-- WRITTEN EXERCISE --
Wherever "index" appears in a line, copy that line.

-- start of DATASET EXCERPT --

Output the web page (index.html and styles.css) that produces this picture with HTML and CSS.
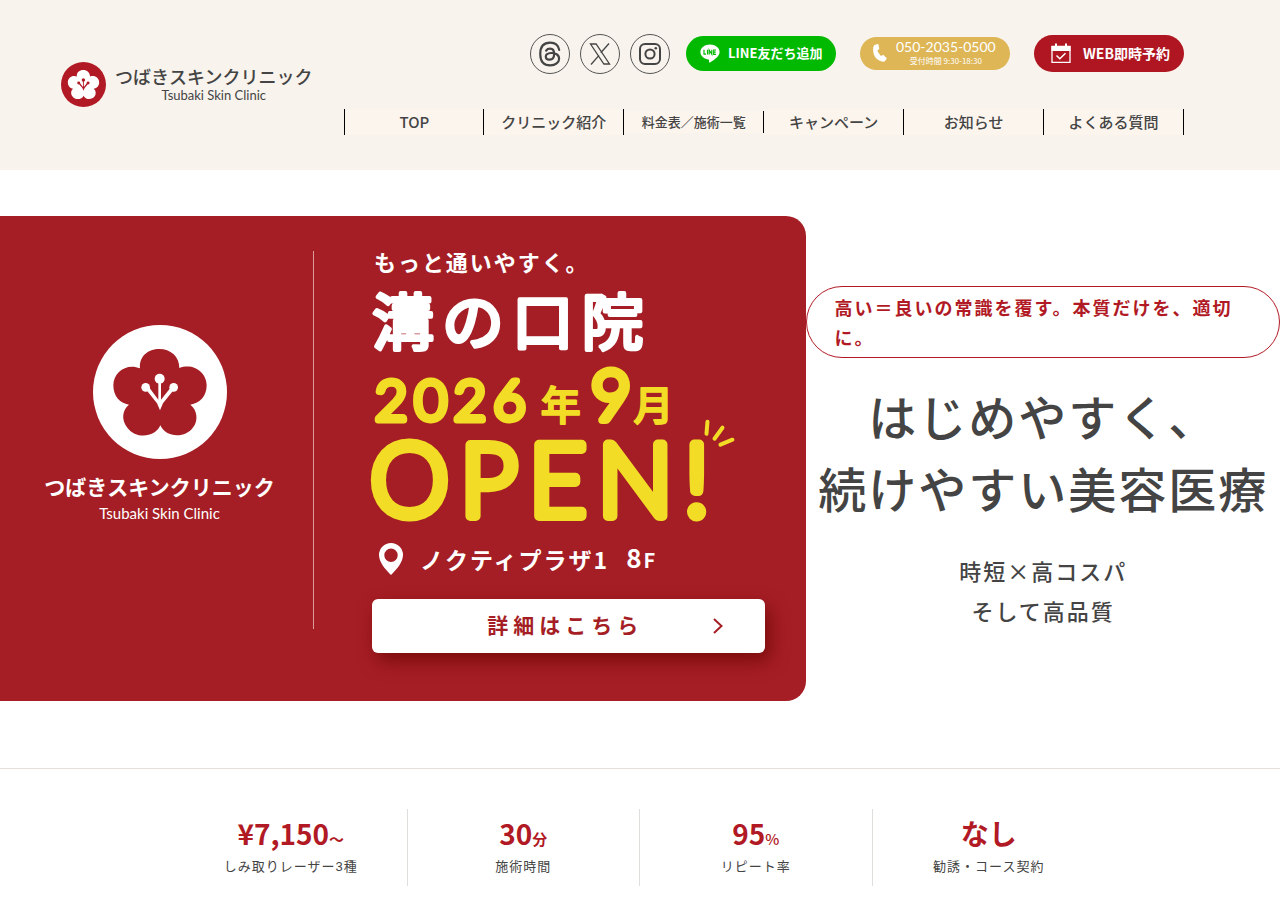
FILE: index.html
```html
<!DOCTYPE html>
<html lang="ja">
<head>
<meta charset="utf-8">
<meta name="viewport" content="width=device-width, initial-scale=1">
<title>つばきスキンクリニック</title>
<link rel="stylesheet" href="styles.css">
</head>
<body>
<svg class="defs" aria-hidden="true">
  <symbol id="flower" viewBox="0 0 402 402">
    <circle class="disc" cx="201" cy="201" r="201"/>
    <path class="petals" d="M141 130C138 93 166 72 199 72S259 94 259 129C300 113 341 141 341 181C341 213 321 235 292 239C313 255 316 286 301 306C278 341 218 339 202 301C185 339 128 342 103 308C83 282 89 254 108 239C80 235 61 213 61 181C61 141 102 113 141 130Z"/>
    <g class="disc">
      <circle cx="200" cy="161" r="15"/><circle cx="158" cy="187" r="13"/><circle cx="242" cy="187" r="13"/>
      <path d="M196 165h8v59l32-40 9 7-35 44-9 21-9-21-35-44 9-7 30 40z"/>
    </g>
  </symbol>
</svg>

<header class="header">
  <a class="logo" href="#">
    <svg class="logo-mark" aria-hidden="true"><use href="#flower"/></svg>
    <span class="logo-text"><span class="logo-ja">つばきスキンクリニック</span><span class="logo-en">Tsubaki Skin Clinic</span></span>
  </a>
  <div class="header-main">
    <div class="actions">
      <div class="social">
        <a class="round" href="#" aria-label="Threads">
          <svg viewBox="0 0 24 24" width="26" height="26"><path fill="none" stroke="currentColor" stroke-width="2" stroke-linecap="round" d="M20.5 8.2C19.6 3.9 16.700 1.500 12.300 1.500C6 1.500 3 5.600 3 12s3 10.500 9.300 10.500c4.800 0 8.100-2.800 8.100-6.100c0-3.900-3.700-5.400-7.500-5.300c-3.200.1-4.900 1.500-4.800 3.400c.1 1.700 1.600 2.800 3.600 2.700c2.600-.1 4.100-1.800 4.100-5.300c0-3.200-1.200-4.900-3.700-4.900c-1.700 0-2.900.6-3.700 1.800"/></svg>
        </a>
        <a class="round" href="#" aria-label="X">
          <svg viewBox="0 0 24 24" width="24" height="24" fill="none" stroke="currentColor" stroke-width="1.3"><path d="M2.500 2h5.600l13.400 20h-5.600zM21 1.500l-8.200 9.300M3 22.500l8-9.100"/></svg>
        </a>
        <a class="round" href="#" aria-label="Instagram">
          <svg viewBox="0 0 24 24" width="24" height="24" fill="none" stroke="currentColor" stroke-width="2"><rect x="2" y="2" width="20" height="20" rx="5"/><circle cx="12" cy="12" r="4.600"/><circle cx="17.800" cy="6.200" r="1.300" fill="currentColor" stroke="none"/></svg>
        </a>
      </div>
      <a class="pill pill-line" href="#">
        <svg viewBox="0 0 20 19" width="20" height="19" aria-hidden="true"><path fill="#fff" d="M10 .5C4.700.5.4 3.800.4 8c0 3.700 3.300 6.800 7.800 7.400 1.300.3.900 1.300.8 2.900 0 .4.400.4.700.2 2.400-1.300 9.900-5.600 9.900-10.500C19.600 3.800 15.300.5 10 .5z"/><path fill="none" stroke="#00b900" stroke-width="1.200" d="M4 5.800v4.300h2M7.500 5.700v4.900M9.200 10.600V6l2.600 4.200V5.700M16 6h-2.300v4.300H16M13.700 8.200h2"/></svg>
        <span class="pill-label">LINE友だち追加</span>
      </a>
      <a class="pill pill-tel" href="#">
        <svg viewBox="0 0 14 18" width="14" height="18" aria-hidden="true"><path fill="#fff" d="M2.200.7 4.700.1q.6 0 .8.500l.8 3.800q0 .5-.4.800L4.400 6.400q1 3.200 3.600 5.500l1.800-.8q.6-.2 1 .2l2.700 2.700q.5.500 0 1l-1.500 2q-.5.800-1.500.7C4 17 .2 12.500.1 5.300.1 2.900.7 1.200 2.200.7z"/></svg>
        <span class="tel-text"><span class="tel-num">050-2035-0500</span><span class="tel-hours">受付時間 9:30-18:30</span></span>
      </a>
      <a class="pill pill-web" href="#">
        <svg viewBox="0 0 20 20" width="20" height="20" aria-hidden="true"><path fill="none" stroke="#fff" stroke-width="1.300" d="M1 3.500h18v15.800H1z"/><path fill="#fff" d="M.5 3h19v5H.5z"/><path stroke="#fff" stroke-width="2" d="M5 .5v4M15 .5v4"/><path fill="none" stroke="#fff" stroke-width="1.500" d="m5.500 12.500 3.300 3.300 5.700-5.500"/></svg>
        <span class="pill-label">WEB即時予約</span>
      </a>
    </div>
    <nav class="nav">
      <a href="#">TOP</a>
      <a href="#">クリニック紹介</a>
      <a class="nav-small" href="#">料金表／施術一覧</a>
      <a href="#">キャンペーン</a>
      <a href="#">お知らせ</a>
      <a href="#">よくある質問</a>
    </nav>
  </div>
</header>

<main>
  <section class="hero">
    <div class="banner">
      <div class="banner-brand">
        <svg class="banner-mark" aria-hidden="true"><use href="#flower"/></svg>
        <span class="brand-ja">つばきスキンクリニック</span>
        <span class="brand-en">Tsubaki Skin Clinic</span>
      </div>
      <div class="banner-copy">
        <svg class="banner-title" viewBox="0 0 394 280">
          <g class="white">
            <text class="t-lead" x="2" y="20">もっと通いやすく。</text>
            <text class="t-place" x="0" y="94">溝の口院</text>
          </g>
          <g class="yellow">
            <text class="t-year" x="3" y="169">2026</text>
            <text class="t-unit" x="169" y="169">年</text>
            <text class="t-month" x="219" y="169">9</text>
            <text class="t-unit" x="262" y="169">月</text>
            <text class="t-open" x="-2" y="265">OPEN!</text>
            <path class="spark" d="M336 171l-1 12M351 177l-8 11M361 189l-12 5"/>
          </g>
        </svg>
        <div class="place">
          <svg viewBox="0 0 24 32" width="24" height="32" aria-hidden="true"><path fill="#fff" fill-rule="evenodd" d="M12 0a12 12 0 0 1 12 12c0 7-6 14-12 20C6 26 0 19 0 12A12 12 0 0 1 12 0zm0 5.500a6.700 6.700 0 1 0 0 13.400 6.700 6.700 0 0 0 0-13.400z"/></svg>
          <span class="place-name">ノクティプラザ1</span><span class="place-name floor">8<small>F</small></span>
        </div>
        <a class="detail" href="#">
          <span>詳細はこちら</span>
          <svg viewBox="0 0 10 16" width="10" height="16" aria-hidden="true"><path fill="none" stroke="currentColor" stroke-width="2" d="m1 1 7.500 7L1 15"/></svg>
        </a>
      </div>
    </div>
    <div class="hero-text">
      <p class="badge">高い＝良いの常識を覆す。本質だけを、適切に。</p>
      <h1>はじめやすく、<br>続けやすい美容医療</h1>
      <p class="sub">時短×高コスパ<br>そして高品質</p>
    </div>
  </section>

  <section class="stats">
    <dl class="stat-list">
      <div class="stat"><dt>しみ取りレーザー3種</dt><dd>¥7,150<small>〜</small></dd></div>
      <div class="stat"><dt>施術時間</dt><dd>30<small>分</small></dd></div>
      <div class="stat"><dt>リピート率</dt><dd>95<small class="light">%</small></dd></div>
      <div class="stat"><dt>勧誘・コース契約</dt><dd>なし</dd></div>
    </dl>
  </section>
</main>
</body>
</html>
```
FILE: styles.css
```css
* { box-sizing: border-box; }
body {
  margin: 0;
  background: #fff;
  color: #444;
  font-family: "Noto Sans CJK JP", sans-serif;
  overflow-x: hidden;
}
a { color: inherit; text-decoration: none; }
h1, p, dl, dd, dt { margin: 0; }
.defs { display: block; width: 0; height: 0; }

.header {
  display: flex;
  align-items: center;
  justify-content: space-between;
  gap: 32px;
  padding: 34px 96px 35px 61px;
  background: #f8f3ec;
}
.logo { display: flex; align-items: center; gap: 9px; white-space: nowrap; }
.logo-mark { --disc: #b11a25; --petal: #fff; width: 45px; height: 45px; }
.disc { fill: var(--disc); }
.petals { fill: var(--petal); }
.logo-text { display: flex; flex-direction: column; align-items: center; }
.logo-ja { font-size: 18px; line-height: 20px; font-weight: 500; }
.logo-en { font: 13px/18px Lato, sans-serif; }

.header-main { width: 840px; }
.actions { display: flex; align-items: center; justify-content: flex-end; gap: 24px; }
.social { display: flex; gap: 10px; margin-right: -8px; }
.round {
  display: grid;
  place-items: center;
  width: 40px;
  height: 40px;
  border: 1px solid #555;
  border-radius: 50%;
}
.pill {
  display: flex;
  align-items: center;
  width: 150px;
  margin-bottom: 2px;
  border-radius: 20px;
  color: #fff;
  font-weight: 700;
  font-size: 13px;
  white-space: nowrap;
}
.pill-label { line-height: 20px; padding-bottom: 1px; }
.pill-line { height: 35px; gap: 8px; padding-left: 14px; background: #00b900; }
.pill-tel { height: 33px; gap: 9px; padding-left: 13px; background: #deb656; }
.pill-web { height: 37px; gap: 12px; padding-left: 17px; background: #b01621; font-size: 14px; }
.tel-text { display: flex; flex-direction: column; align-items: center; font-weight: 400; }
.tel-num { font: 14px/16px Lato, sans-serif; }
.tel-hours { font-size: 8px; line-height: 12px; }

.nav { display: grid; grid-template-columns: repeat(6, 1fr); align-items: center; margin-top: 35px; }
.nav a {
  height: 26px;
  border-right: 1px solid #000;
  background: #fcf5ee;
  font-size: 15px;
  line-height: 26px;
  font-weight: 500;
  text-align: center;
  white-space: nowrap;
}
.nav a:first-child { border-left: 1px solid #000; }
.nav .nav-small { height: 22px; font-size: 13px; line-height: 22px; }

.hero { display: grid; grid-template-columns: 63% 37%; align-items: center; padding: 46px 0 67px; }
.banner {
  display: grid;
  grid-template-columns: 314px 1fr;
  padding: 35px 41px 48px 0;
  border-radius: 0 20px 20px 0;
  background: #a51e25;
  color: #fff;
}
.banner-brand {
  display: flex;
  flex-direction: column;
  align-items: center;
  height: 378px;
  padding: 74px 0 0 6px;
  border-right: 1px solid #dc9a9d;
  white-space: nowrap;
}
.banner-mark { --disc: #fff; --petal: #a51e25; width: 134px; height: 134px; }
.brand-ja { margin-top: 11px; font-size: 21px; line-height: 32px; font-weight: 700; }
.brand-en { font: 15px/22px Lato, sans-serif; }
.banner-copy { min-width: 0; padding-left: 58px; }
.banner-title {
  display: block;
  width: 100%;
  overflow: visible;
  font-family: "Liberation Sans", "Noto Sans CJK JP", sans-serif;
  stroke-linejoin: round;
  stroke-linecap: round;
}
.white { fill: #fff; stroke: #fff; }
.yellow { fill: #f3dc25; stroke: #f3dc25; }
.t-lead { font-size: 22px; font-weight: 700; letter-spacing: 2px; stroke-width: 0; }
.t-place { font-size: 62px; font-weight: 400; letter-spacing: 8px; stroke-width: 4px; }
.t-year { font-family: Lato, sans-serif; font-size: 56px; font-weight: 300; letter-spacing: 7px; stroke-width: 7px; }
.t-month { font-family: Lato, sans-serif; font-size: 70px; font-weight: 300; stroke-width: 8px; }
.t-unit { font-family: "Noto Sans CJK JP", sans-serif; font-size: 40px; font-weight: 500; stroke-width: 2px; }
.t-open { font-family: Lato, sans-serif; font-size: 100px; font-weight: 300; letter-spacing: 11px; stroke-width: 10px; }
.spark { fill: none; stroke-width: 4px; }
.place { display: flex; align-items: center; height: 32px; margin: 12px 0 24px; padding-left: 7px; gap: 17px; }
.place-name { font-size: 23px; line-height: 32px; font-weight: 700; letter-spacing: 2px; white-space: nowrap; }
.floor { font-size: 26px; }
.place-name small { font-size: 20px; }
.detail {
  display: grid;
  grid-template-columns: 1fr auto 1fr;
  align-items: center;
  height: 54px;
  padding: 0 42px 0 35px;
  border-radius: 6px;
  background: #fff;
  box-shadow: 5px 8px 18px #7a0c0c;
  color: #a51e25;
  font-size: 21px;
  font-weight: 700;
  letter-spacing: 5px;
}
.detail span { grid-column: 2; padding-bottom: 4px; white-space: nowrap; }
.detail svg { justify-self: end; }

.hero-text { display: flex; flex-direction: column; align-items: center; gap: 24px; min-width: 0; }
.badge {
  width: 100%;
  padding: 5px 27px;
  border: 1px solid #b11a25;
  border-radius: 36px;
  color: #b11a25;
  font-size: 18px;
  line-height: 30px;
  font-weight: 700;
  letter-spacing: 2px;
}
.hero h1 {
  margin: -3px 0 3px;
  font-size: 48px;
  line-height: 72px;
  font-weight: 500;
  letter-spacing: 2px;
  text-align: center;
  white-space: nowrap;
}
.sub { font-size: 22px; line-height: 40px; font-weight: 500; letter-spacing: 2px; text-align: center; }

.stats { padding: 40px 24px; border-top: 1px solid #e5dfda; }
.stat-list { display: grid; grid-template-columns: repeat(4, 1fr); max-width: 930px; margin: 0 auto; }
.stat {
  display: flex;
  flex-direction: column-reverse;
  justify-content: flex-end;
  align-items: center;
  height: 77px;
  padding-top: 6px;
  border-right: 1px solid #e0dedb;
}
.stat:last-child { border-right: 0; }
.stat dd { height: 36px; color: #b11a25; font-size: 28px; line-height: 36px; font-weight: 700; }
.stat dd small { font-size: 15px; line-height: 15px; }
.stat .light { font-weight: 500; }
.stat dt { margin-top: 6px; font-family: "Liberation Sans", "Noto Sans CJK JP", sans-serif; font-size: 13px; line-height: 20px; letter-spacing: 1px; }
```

-- end of DATASET EXCERPT --

-- SOLUTION TO THIS PROBLEM --
Output the web page (index.html and styles.css) that produces this picture with HTML and CSS.
FILE: index.html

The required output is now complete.